John F. Lehman Jr. rows stroke (right) on the Schuylkill

“The Navy’s Brash Leader” was the headline of a 1985 NY Times article, written while Lehman was Navy Secretary. It described Lehman, then 43, as having aggressively rebuilt and expanded America’s naval force while cutting paperwork and and reducing the time seamen and pilots spent at sea. In pushing through reforms, he faced off against what Lehman called the ”petty bureaucrats” on Capitol Hill and ”lounge lizards in the Pentagon” who made his job difficult.

“Enormously self-assured, relentlessly competitive and politically adept, John Lehman can boast that in five contentious years he has helped make the Navy the most favored and most visible among the military services.”

Lehman was Navy airman

Perhaps prophetically, the article said that “to the annoyance of some senior Pentagon officials, he sometimes seems to be an unguided torpedo.”

A love of the water, a willingness to take on risk, proven leadership and and zest for competition go back generations in Lehman’s family.

“My fourth great grandfather, George Lehman, was a privateer in the American Revolution,” Lehman told me. “Privateers were given letters of marque by the government so they were recognized as private naval combatants and could capture British merchant ships and sell them for prize money. A lot of Philadelphia families got rich.”

George Lehman, in fact, got rich enough that he could bribe his way out of a British POW prison after his ship, Fair American, was captured on its third cruise.

John Lehman’s great-grandfather was in the Union Navy during the Civil War. And his father was a skipper of an LCS (Littoral Combat Ship) during World War II. “It was a small destroyer — 170 feet — and it was under attack from Kamikazis for 100 straight days during the Battle of Okinawa,” Lehman said.

John Lehman’s love of boats took hold in 1956 when rowing champion John B. Kelly Jr., (son of Olympian John B. Kelly Sr. and brother to Grace Kelly), took him sculling on the Schuylkill River. “Jack Kelly was my cousin and he taught me to row at 14,” Lehman said. “He put me in a gig a few times when I was a freshman at LaSalle High School. That’s how I got started.”

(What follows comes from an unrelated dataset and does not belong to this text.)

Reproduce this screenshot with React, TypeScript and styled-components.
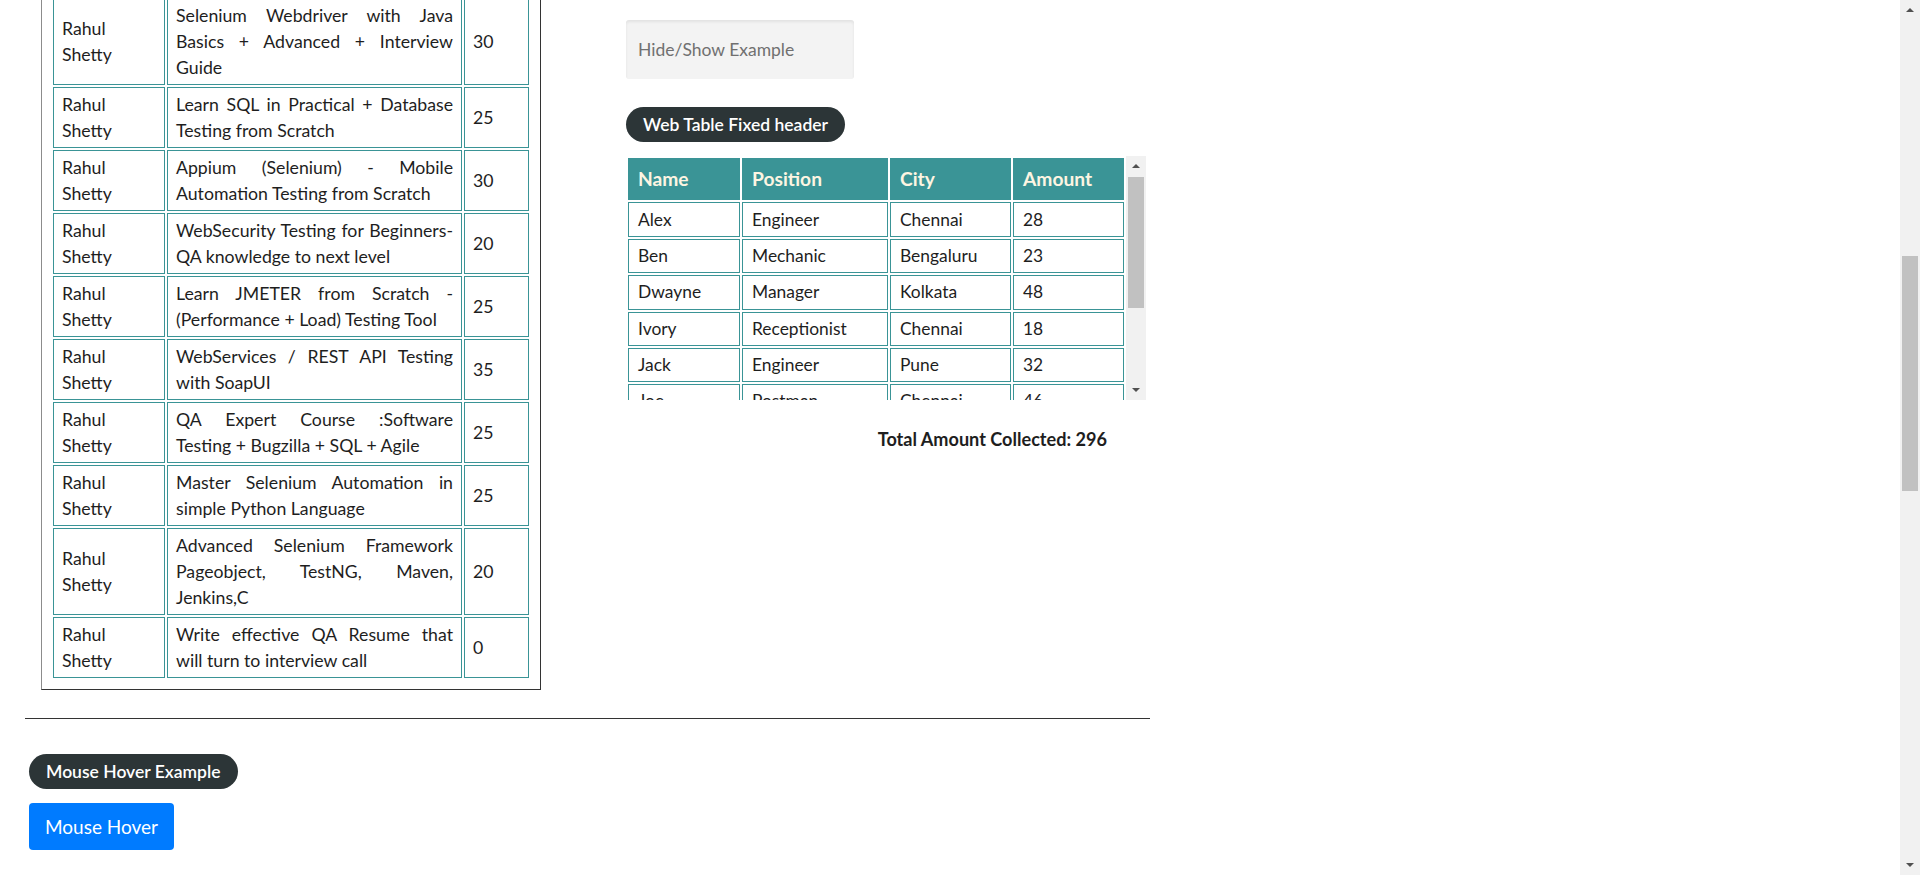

Lehman raced at LaSalle where he was coached by George Hines, a legend on Boathouse Row. Every summer, he trained and competed at Vesper where he learned a style of rowing brought to the club from Germany by Dietrich Rose. The Ratzeburg style involves, among other things, interval training –especially weight lifting– as well as practice in small boats rather than just the eight-oared shell. Rose, together with coach Al Rosenberg, led a Vesper crew to a gold medal at the 1964 Olympics. Lehman competed in the Olympic trials that summer in a double, but didn’t make the final cut.

Lehman admits that it’s hard to avoid clichés when explaining the lifelong benefits of rowing, which requires “strength, training, finesse, balance and rhythm. It teaches you how much more you can learn as an undisciplined teen. It builds discipline of mind and discipline of body. It certainly helped me.”

Lehman went on to study at St. Joseph’s University and Cambridge University in England where he was elected the first American Captain of Boats at his college, Gonville and Caius, and introduced the Ratzeburg technique to its crew program while receiving advanced degrees in international law and diplomacy. He then earned a Ph.D. in American foreign policy and national security at the University of Pennsylvania, all the while in the Naval reserves as an aviator, mostly flying A-6 Intruder carrier jets.

He has authored several books, most recently Oceans Ventured: Winning the Cold War at Sea, because “it was a story that had to be told and very few people were in a position to tell it. It’s an important historic story and it has many lessons for the current world situation.”

The USS John F. Lehman will be an Arleigh Burke class destroyer, about 500 feet long , capable of simultaneously performing Anti-Air Warfare and Ballistic Missile Defense. But it’s not the first vessel to carry John Lehman’s name.

“At Cambridge,” he modestly said, “when my college started the first ladies crew, they named the eight for me.”